#### Problem to work on
Examine the material below. Gather every line in which the string "styles" appears.

#### Stored data
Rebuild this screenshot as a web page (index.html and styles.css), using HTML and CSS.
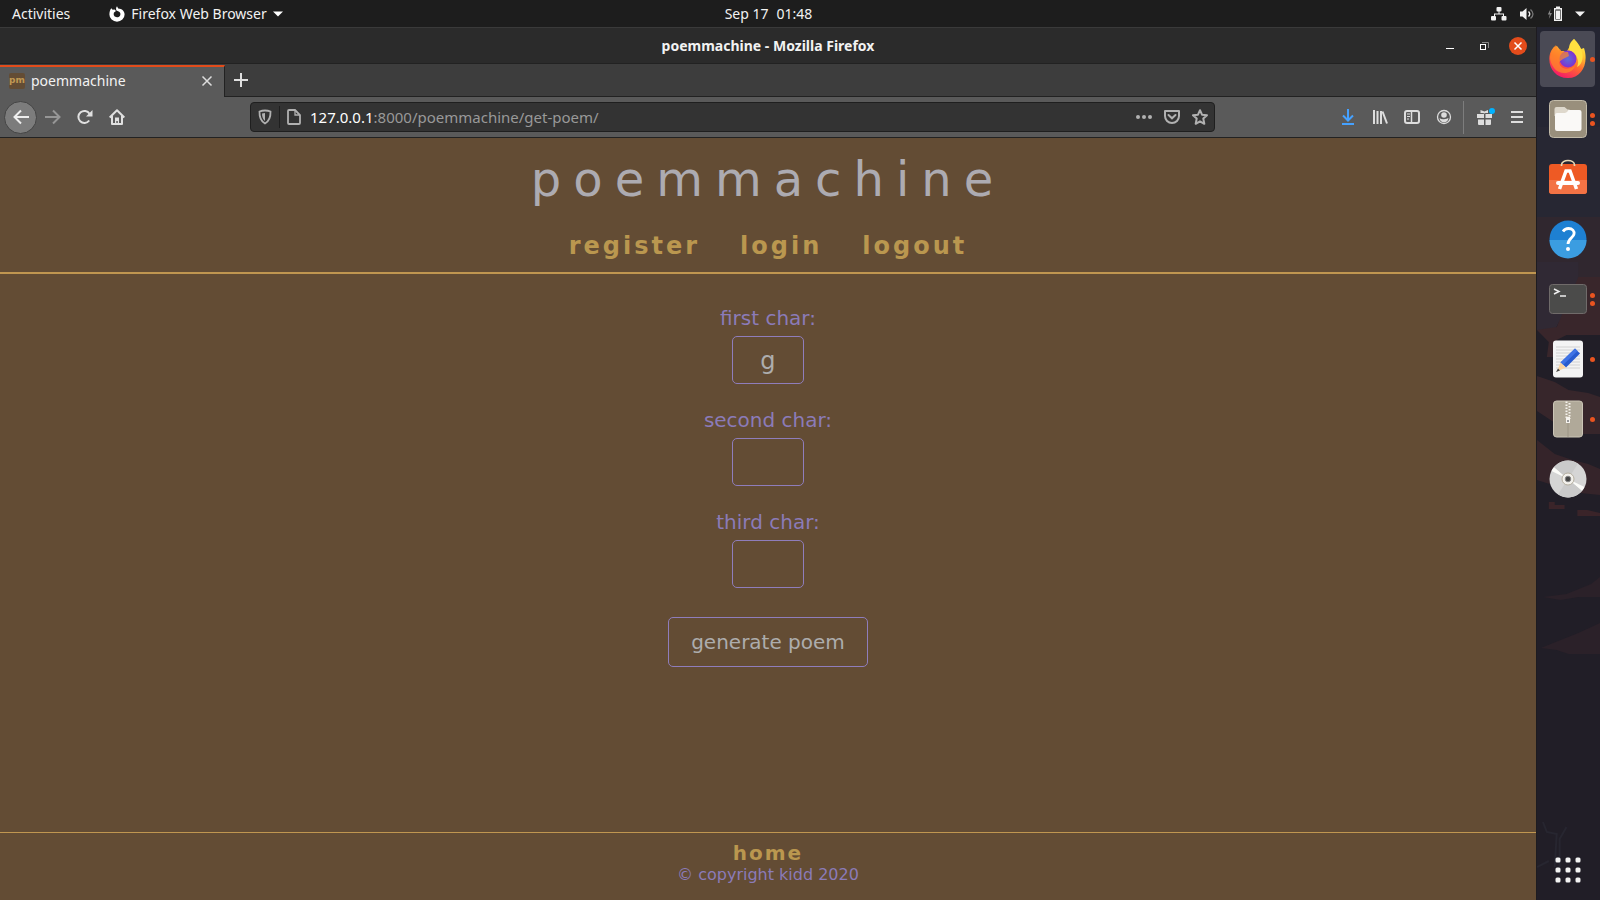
FILE: index.html
```html
<!DOCTYPE html>
<html lang="en">
<head>
<meta charset="utf-8">
<title>poemmachine</title>
<link rel="stylesheet" href="styles.css">
</head>
<body class="desktop">
<header class="topbar">
  <div class="topbar-left">
    <button class="bar-button" type="button">Activities</button>
    <button class="bar-button app-menu" type="button">
      <svg class="icon" width="16" height="16" viewBox="0 0 16 16"><path d="M8 .3 9.2 2.4C13 2.6 15.6 5 15.6 8.5A7.6 7.2 0 0 1 .4 8.5C.4 6 1 3.8 2.3 2.2L3.6 3.8 5.6 3.6 7 5 5 6.6C4 9.3 5.6 11.3 8 11.3 10.6 11.3 12 9.2 11.2 7 10.6 5.6 9 5.4 7.4 4.6 6.8 3 7 1.4 8 .3Z" fill="#fff"/></svg>
      <span>Firefox Web Browser</span>
      <svg class="icon" width="10" height="6" viewBox="0 0 10 6"><path d="M0 .5h10L5 5.5Z" fill="#fff"/></svg>
    </button>
  </div>
  <button class="bar-button clock" type="button"><span>Sep 17</span><span>01:48</span></button>
  <div class="tray">
    <svg width="16" height="14" viewBox="0 0 16 14" fill="#f2f2f2"><rect x="5.500" y="0" width="5" height="4.500" rx="1"/><rect x="0" y="9" width="5" height="4.500" rx="1"/><rect x="10.500" y="9" width="5" height="4.500" rx="1"/><path d="M7.500 4h1v2.500H13V9h-1V7.500H4V9H3V6.500h4.500Z"/></svg>
    <svg width="16" height="14" viewBox="0 0 16 14"><path d="M1 4.500h2.500L7.500 1v12L3.500 9.500H1Z" fill="#f2f2f2"/><path d="M9.500 4.500q2.500 2.500 0 5" fill="none" stroke="#f2f2f2" stroke-width="1.400"/><path d="M11.500 2.500q5 4.500 0 9" fill="none" stroke="#777" stroke-width="1.300"/></svg>
    <svg width="16" height="16" viewBox="0 0 16 16"><path d="M3.500 3 .8 8.500h2L1.800 13 5 7H3Z" fill="#888"/><path d="M9 .5h4V2h2v13H7V2h2ZM8.400 3.400v10.200h5.200V3.400Z" fill="#f2f2f2" fill-rule="evenodd"/><rect x="9" y="4.500" width="4" height="8.500" fill="#f2f2f2"/></svg>
    <svg width="10" height="6" viewBox="0 0 10 6"><path d="M0 .5h10L5 5.500Z" fill="#f2f2f2"/></svg>
  </div>
</header>

<div class="workspace">
  <div class="window">
    <div class="titlebar">
      <span class="window-title">poemmachine - Mozilla Firefox</span>
      <div class="window-controls">
        <button class="plain" type="button" aria-label="Minimize"><svg width="18" height="18" viewBox="0 0 18 18"><path d="M5 11.500h8" stroke="#fff"/></svg></button>
        <button class="plain" type="button" aria-label="Restore"><svg width="18" height="18" viewBox="0 0 18 18" fill="none"><path d="M7 5.500h6.500V11" stroke="#888"/><rect x="5.500" y="7.500" width="5" height="5" stroke="#fff"/></svg></button>
        <button class="plain" type="button" aria-label="Close"><svg width="18" height="18" viewBox="0 0 18 18"><circle cx="9" cy="9" r="9" fill="#e34c1b"/><path d="m5.500 5.500 7 7m0-7-7 7" stroke="#fff" stroke-width="1.500"/></svg></button>
      </div>
    </div>

    <div class="tabs">
      <div class="tab">
        <span class="favicon">pm</span>
        <span class="tab-title">poemmachine</span>
        <button class="plain" type="button" aria-label="Close tab"><svg width="16" height="16" viewBox="0 0 16 16"><path d="m3.500 3.500 9 9m0-9-9 9" stroke="#ddd" stroke-width="1.500"/></svg></button>
      </div>
      <button class="plain new-tab" type="button" aria-label="New tab"><svg width="16" height="16" viewBox="0 0 16 16"><path d="M1 8h14M8 1v14" stroke="#e0e0e0" stroke-width="2"/></svg></button>
    </div>

    <nav class="toolbar" aria-label="Browser">
      <div class="nav-buttons">
        <button class="plain back" type="button" aria-label="Back"><svg width="16" height="16" viewBox="0 0 16 16"><path d="M16 8H2M8 1.500 1.500 8 8 14.500" fill="none" stroke="#eee" stroke-width="2"/></svg></button>
        <button class="plain tool" type="button" aria-label="Forward"><svg width="16" height="16" viewBox="0 0 16 16"><path d="M0 8h14M8 1.500 14.500 8 8 14.500" fill="none" stroke="#969696" stroke-width="2"/></svg></button>
        <button class="plain tool" type="button" aria-label="Reload"><svg width="16" height="16" viewBox="0 0 16 16"><path d="M12.200 11.500A6 6 0 1 1 12.500 4.800" fill="none" stroke="#e0e0e0" stroke-width="2"/><path d="M15.500 1v6.500H9Z" fill="#e0e0e0"/></svg></button>
        <button class="plain tool" type="button" aria-label="Home"><svg width="16" height="16" viewBox="0 0 16 16"><path d="M.7 8.500 8 1.300l7.300 7.200M3 7v8h10V7" fill="none" stroke="#e0e0e0" stroke-width="2" stroke-linejoin="round"/><path d="M6 15V8.500h4V15H8.800v-3H7.300v3Z" fill="#e0e0e0"/></svg></button>
      </div>
      <div class="urlbar">
        <svg width="16" height="16" viewBox="0 0 16 16"><path d="M8 1.500q3 0 5.500 1c.2 5.500-1 9.500-5.500 12C3.500 12 2.300 8 2.500 2.500 5 1.500 8 1.500 8 1.500Z" fill="none" stroke="#b1b1b1" stroke-width="1.800"/><path d="M8 4v8C5.800 10 5 8 5 4.500Z" fill="#b1b1b1"/></svg>
        <span class="url-divider"></span>
        <svg width="16" height="16" viewBox="0 0 16 16"><path d="M3 1h6l5 5v8a1 1 0 0 1-1 1H3a1 1 0 0 1-1-1V2a1 1 0 0 1 1-1Z" fill="none" stroke="#b1b1b1" stroke-width="1.800"/><path d="M9 1v5h5" fill="none" stroke="#b1b1b1" stroke-width="1.300"/></svg>
        <div class="url" role="textbox" aria-label="Address" contenteditable="true" spellcheck="false"><span class="url-host">127.0.0.1</span>:8000/poemmachine/get-poem/</div>
        <div class="url-actions">
          <button class="plain" type="button" aria-label="Page actions"><svg width="16" height="16" viewBox="0 0 16 16" fill="#b1b1b1"><circle cx="2" cy="8" r="2"/><circle cx="8" cy="8" r="2"/><circle cx="14" cy="8" r="2"/></svg></button>
          <button class="plain" type="button" aria-label="Save to Pocket"><svg width="16" height="16" viewBox="0 0 16 16" fill="none" stroke="#b1b1b1" stroke-width="2"><path d="M1 2h14v5A7 7 0 0 1 1 7Z" stroke-linejoin="round"/><path d="m4.500 6 3.500 3.300L11.500 6" stroke-linecap="round"/></svg></button>
          <button class="plain" type="button" aria-label="Bookmark"><svg width="16" height="16" viewBox="0 0 16 16"><path d="m8 1.200 2 4.500 5 .5-3.700 3.400 1 5.200L8 12.300l-4.300 2.500 1-5.200L1 6.200l5-.5Z" fill="none" stroke="#b1b1b1" stroke-width="2" stroke-linejoin="round"/></svg></button>
        </div>
      </div>
      <div class="tools">
        <button class="plain tool" type="button" aria-label="Downloads"><svg width="16" height="16" viewBox="0 0 16 16" fill="none" stroke="#45a1ff" stroke-width="2"><path d="M8 0v11M3 6.500l5 5 5-5M2 15h12"/></svg></button>
        <button class="plain tool" type="button" aria-label="Library"><svg width="16" height="16" viewBox="0 0 16 16" fill="none" stroke="#ddd" stroke-width="2"><path d="M2 1v14M5.500 2v13M9 2v13M10.500 2.500l4.500 12"/></svg></button>
        <button class="plain tool" type="button" aria-label="Sidebars"><svg width="16" height="16" viewBox="0 0 16 16" fill="none" stroke="#ddd"><rect x="1" y="2" width="14" height="12" rx="2" stroke-width="2"/><path d="M7.500 2v12" stroke-width="1.500"/><path d="M3 5h3M3 7.500h3M3 10h2"/></svg></button>
        <button class="plain tool" type="button" aria-label="Account"><svg width="16" height="16" viewBox="0 0 16 16"><circle cx="8" cy="8" r="6.500" fill="none" stroke="#ddd" stroke-width="1.300"/><circle cx="8" cy="6" r="2.800" fill="#ddd"/><path d="M3.500 9Q5 10.500 8 10.300T12.500 9Q11.800 13.300 8 13.300T3.500 9Z" fill="#ddd"/></svg></button>
        <span class="tool-divider"></span>
        <button class="plain tool gift" type="button" aria-label="What's new"><svg width="20" height="18" viewBox="0 0 20 18" fill="#ddd"><path d="M2 6h7v4H2ZM10.500 6h6.500v4H10.500ZM3 11.500h6V17H4a1 1 0 0 1-1-1ZM10.500 11.500H16V16a1 1 0 0 1-1 1h-4.500Z"/><path d="M5.500 2 9.500 3.500 13 2v3H10.500L9.500 5.500 8 5H5.500Z"/><circle cx="17" cy="3" r="3" fill="#00b3ff"/></svg></button>
        <button class="plain tool" type="button" aria-label="Menu"><svg width="16" height="16" viewBox="0 0 16 16"><path d="M2 3h12M2 8h12M2 13h12" stroke="#ddd" stroke-width="2"/></svg></button>
      </div>
    </nav>

    <div class="page">
      <header class="site-header">
        <h1 class="site-title">poemmachine</h1>
        <nav class="site-nav"><a href="#register">register</a><a href="#login">login</a><a href="#logout">logout</a></nav>
      </header>
      <main class="site-main">
        <form class="poem-form">
          <div class="field"><label for="first">first char:</label><input id="first" type="text" maxlength="1" value="g"></div>
          <div class="field"><label for="second">second char:</label><input id="second" type="text" maxlength="1"></div>
          <div class="field"><label for="third">third char:</label><input id="third" type="text" maxlength="1"></div>
          <button class="generate" type="submit">generate poem</button>
        </form>
      </main>
      <footer class="site-footer"><a href="#home">home</a><p>© copyright kidd 2020</p></footer>
    </div>
  </div>

  <aside class="dock">
    <svg class="wallpaper" viewBox="0 0 64 873" preserveAspectRatio="none">
      <rect width="64" height="873" fill="#211e27"/>
      <path d="M0 0h64v190H0Z" fill="#242532"/>
      <path d="M0 100h64v90H0Z" fill="#272733"/>
      <path d="M0 190h64v88H0Z" fill="#30272f"/>
      <path d="M0 235h42v25L18 303H0Z" fill="#302934"/>
      <path d="M42 250h22v58H30l-10 5 8 17H10l2-15-12-12 20-3Z" fill="#39262b"/>
      <path d="M0 349l18 6 14 8 20 3 12 4v37H40L26 401 0 384Z" fill="#37262b"/>
      <path d="M0 413l18 14 18 6 16 4 12 5v26l-20-2-14-6-14-2-16-5Z" fill="#35242a"/>
      <path d="M12 475h6v3h10v4H12ZM41 483h10l13 3v3H41Z" fill="#3a2429"/>
      <path d="M6 570l24-3 15-6 10-4 9-7v20H42l-18 3ZM4 621l20-8 18-7 22-10v31H32l-12-4Z" fill="#2b2129"/>
      <path d="M6 795l4 10 10 2-2 33M30 800l-7 12v35M0 840l12-6" fill="none" stroke="#272630" stroke-width="2"/>
    </svg>
    <div class="dock-apps">
      <button class="plain app active" type="button" aria-label="Firefox">
        <svg width="40" height="40" viewBox="0 0 40 40"><defs><linearGradient id="fx" x1=".8" y1="0" x2=".3" y2="1"><stop offset="0" stop-color="#fff44f"/><stop offset=".3" stop-color="#ffc52f"/><stop offset=".6" stop-color="#ff6a2f"/><stop offset="1" stop-color="#f5156c"/></linearGradient><radialGradient id="gl"><stop offset="0" stop-color="#5a6fd8"/><stop offset="1" stop-color="#8030d0"/></radialGradient></defs><path d="M26 0c4 4 6 7 7 10l3-1c5 15-2 30-16 30C7 39 0 28 1.500 17 2 13 4 10 6 8L9 7l4 5h6Z" fill="url(#fx)"/><path d="M26 0c-6 5-5 9-4 12 7 3 10 10 7 16 6-3 7-11 4-18Z" fill="#ffe040"/><circle cx="20" cy="20" r="8.500" fill="url(#gl)"/><path d="M2 18Q3 12 6 8L8 6l2 6 2-2 2 3 6 0 1 4-6 3-4 3c1 7 9 9 16 4-3 9-16 9-21 2-3-4-4-8-4-11Z" fill="#ff8a28" opacity=".7"/></svg>
        <span class="dots"><i></i></span></button>
      <button class="plain app" type="button" aria-label="Files">
        <svg width="40" height="40" viewBox="0 0 40 40"><rect x="1.500" y="1.500" width="37" height="37" rx="4" fill="#998f7c" stroke="#c2bba9"/><path d="M6.500 17V10a2 2 0 0 1 2-2h8l3 2.500h2V17Z" fill="#ded8cc"/><path d="M7 16q0-2 2-2h8q2 0 3.500-3h11q2 0 2 2v17q0 2-2 2H9q-2 0-2-2Z" fill="#faf9f7"/></svg>
        <span class="dots"><i></i><i></i></span></button>
      <button class="plain app" type="button" aria-label="Software">
        <svg width="40" height="40" viewBox="0 2 40 40"><rect x="1" y="7" width="38" height="30" rx="3" fill="#ee5a24"/><path d="M1 23h38v11a3 3 0 0 1-3 3H4a3 3 0 0 1-3-3Z" fill="#f37345"/><path d="M13.500 9V8c0-6 13-6 13 0v1" fill="none" stroke="#e6d8b4" stroke-width="1.700"/><path d="M11.500 32 18 14h4l6.500 18" fill="none" stroke="#fff" stroke-width="3.500"/><rect x="8" y="24" width="24" height="4" rx="2" fill="#fff"/></svg></button>
      <button class="plain app" type="button" aria-label="Help">
        <svg width="40" height="40" viewBox="0 0 40 40"><circle cx="20" cy="20" r="18.500" fill="#1e80d2"/><path d="M1.500 21h37a18.500 18.500 0 0 1-37 0Z" fill="#3b9de1"/><path d="M15 12.500q2-3 5.500-3c4 0 6 2.500 5.500 5.500-.4 3.500-6 4.500-6 10" fill="none" stroke="#fff" stroke-width="2.800"/><circle cx="20" cy="30" r="2" fill="#fff"/></svg></button>
      <button class="plain app" type="button" aria-label="Terminal">
        <svg width="40" height="40" viewBox="0 0 40 40"><rect x="1.500" y="5.500" width="37" height="29" rx="3" fill="#4b4b4a" stroke="#706b6a"/><path d="m6 10 5 2.500L6 15M12 17h6" fill="none" stroke="#eee" stroke-width="1.500"/></svg>
        <span class="dots"><i></i><i></i></span></button>
      <button class="plain app" type="button" aria-label="Text editor">
        <svg width="40" height="40" viewBox="0 0 40 40"><rect x="5" y="1.500" width="30" height="37" rx="3" fill="#f4f4f4"/><path d="M8 8h24M8 11h24M8 14h24M8 17h24M8 20h24M8 23h24M8 26h24M8 29h24" stroke="#d2d2d2"/><path d="M27 9.500 32 14.500 18 28.500 12.500 23.500Z" fill="#285bcf"/><path d="m27 9.500 2.500 2.500-14.500 14-2.500-2.500Z" fill="#3f73e5"/><path d="m12.500 23.500 5.500 5-9 4Z" fill="#fbd5a2"/><path d="m10 29.500 2 2-4 1.500Z" fill="#444"/></svg>
        <span class="dots"><i></i></span></button>
      <button class="plain app" type="button" aria-label="Archive manager">
        <svg width="40" height="40" viewBox="0 0 40 40"><rect x="5.500" y="2" width="29" height="36" rx="3" fill="#b0a999" stroke="#cbc5b6"/><path d="M20 24v14" stroke="#9b9484"/><path d="M18.500 2.500v17M21.500 4v16" stroke="#f5f3ee" stroke-width="2" stroke-dasharray="1.500 1.500"/><path d="M18 18h4v6h-4Z" fill="#f5f3ee"/><path d="M19 21h2v2h-2Z" fill="#999"/></svg>
        <span class="dots"><i></i></span></button>
      <button class="plain app" type="button" aria-label="Disc">
        <svg width="40" height="40" viewBox="0 0 40 40"><circle cx="20" cy="20" r="18.500" fill="#d5d5d5"/><path d="M20 20 3.500 12A18.500 18.500 0 0 1 6 8ZM20 20 36.500 28A18.500 18.500 0 0 1 34 32Z" fill="#fbfbf8"/><path d="M20 20 6 8A18.500 18.500 0 0 1 30 4.500ZM20 20 34 32A18.500 18.500 0 0 1 10 35.500Z" fill="#cacaca"/><circle cx="20" cy="20" r="6" fill="#f3f1ec" stroke="#b5afa0"/><circle cx="20" cy="20" r="2.800" fill="#444" stroke="#888"/></svg></button>
    </div>
    <button class="plain app" type="button" aria-label="Show applications"><svg width="40" height="40" viewBox="0 0 40 40" fill="#f2f2f2"><rect x="7.500" y="7.500" width="5" height="5" rx="1.500"/><rect x="17.500" y="7.500" width="5" height="5" rx="1.500"/><rect x="27.500" y="7.500" width="5" height="5" rx="1.500"/><rect x="7.500" y="17.500" width="5" height="5" rx="1.500"/><rect x="17.500" y="17.500" width="5" height="5" rx="1.500"/><rect x="27.500" y="17.500" width="5" height="5" rx="1.500"/><rect x="7.500" y="27.500" width="5" height="5" rx="1.500"/><rect x="17.500" y="27.500" width="5" height="5" rx="1.500"/><rect x="27.500" y="27.500" width="5" height="5" rx="1.500"/></svg></button>
  </aside>
</div>
</body>
</html>
```
FILE: styles.css
```css
* {
  box-sizing: border-box;
}

.desktop {
  margin: 0;
  min-height: 100vh;
  display: flex;
  flex-direction: column;
  background: #211e27;
  color: #f2f2f2;
  font: 14px/20px "Noto Sans", sans-serif;
}

svg {
  display: block;
  flex: none;
}

.plain,
.bar-button {
  margin: 0;
  padding: 0;
  border: 0;
  background: none;
  color: inherit;
  font: inherit;
}

/* System bar */

.topbar {
  display: grid;
  grid-template-columns: 1fr auto 1fr;
  align-items: center;
  height: 27px;
  padding: 0 15px 0 12px;
  background: #1d1d1d;
}

.topbar-left,
.app-menu,
.clock,
.tray {
  display: flex;
  align-items: center;
}

.topbar-left {
  gap: 39px;
}

.app-menu {
  gap: 6px;
}

.clock {
  gap: 8px;
  margin-right: 60px;
}

.tray {
  justify-content: flex-end;
  gap: 12px;
}

.workspace {
  flex: 1;
  display: grid;
  grid-template-columns: 1fr 64px;
}

/* Browser window */

.window {
  display: flex;
  flex-direction: column;
}

.titlebar {
  display: grid;
  grid-template-columns: 1fr auto 1fr;
  align-items: center;
  height: 37px;
  padding: 0 9px;
  border-top: 1px solid #3a3a3a;
  border-bottom: 1px solid #222;
  background: #2b2b2b;
}

.window-title {
  grid-column: 2;
  font-weight: 700;
}

.window-controls {
  display: flex;
  justify-content: flex-end;
  gap: 16px;
}

.tabs {
  display: flex;
  height: 33px;
  border-bottom: 1px solid #222;
  background: #3d3d3d;
}

.tab {
  display: flex;
  align-items: center;
  gap: 6px;
  width: 225px;
  height: 32px;
  margin-top: 1px;
  padding: 0 9px 2px;
  border-top: 2px solid #e34c1b;
  border-right: 1px solid #222;
  background: #5a5a5a;
}

.favicon {
  width: 16px;
  height: 16px;
  border-radius: 2px;
  background: #634c34;
  color: #c09853;
  font: 700 9px/14px "DejaVu Sans", sans-serif;
  text-align: center;
}

.tab-title {
  flex: 1;
}

.new-tab {
  padding: 0 8px;
}

.toolbar {
  display: flex;
  align-items: center;
  gap: 117px;
  height: 41px;
  padding: 0 3px 0 4px;
  border-bottom: 1px solid #222;
  background: #5a5a5a;
}

.nav-buttons,
.tools {
  display: flex;
  align-items: center;
}

.back {
  display: grid;
  place-items: center;
  width: 33px;
  height: 33px;
  border: 1px solid #444;
  border-radius: 50%;
  background: #7c7c7c;
}

.tool {
  display: grid;
  place-items: center;
  width: 32px;
  height: 32px;
}

.tool-divider {
  width: 1px;
  height: 33px;
  margin: 0 5px 0 3px;
  background: #7d7d7d;
}

.urlbar {
  flex: 1;
  display: flex;
  align-items: center;
  gap: 6px;
  height: 30px;
  padding: 0 6px;
  border: 1px solid #1f1f1f;
  border-radius: 4px;
  background: #333;
}

.url-divider {
  width: 1px;
  height: 22px;
  background: #1f1f1f;
}

.url {
  flex: 1;
  margin-left: 2px;
  color: #999;
  font-size: 15px;
  outline: 0;
}

.url-host {
  color: #fff;
}

.url-actions {
  display: flex;
  gap: 12px;
}

/* Site */

.page {
  flex: 1;
  display: flex;
  flex-direction: column;
  background: #634c34;
  color: #8b7bb8;
  font-family: "DejaVu Sans", sans-serif;
}

.site-header {
  padding: 13px 0 11px;
  border-bottom: 2px solid #c09650;
  text-align: center;
}

.site-title {
  margin: 0 0 24px;
  color: #adabb1;
  font-size: 48px;
  font-weight: 400;
  line-height: 56px;
  letter-spacing: 12px;
}

.site-nav {
  display: flex;
  justify-content: center;
  gap: 40px;
  font-size: 24px;
  line-height: 30px;
}

.site-nav a,
.site-footer a {
  color: #ba974f;
  font-weight: 700;
  letter-spacing: 3px;
  text-decoration: none;
}

.site-main {
  flex: 1;
  padding-top: 32px;
}

.poem-form,
.field {
  display: flex;
  flex-direction: column;
  align-items: center;
}

.poem-form {
  gap: 24px;
  font-size: 20px;
  line-height: 24px;
}

.field {
  gap: 6px;
}

.field input,
.generate {
  border: 1px solid #8f7dbb;
  border-radius: 5px;
  background: transparent;
  color: #adadad;
  font-family: inherit;
}

.field input {
  width: 72px;
  height: 48px;
  padding: 2px 12px 0;
  font-size: 24px;
  text-align: center;
}

.generate {
  margin-top: 5px;
  padding: 12px 22px;
  font-size: 20px;
  line-height: 24px;
}

.site-footer {
  display: flex;
  flex-direction: column;
  align-items: center;
  padding: 8px 0 15px;
  border-top: 1px solid #c09650;
  font-size: 16px;
}

.site-footer a {
  font-size: 20px;
  line-height: 24px;
  letter-spacing: 2px;
}

.site-footer p {
  margin: 0;
  line-height: 20px;
}

/* Dock */

.dock {
  position: relative;
  display: flex;
  flex-direction: column;
  justify-content: space-between;
  padding: 4px 5px 2px 3px;
  border-left: 1px solid #1d1b20;
}

.wallpaper {
  position: absolute;
  inset: 0;
  width: 100%;
  height: 100%;
}

.dock-apps {
  display: flex;
  flex-direction: column;
  gap: 4px;
}

.app {
  position: relative;
  display: grid;
  place-items: center;
  height: 56px;
  border-radius: 4px;
}

.active {
  background: #4a4a55;
}

.dots {
  position: absolute;
  right: 0;
  top: 0;
  bottom: 0;
  display: flex;
  flex-direction: column;
  justify-content: center;
  gap: 3px;
}

.dots i {
  width: 5px;
  height: 5px;
  border-radius: 50%;
  background: #e95420;
}
```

#### Result below
Rebuild this screenshot as a web page (index.html and styles.css), using HTML and CSS.
<link rel="stylesheet" href="styles.css">
FILE: styles.css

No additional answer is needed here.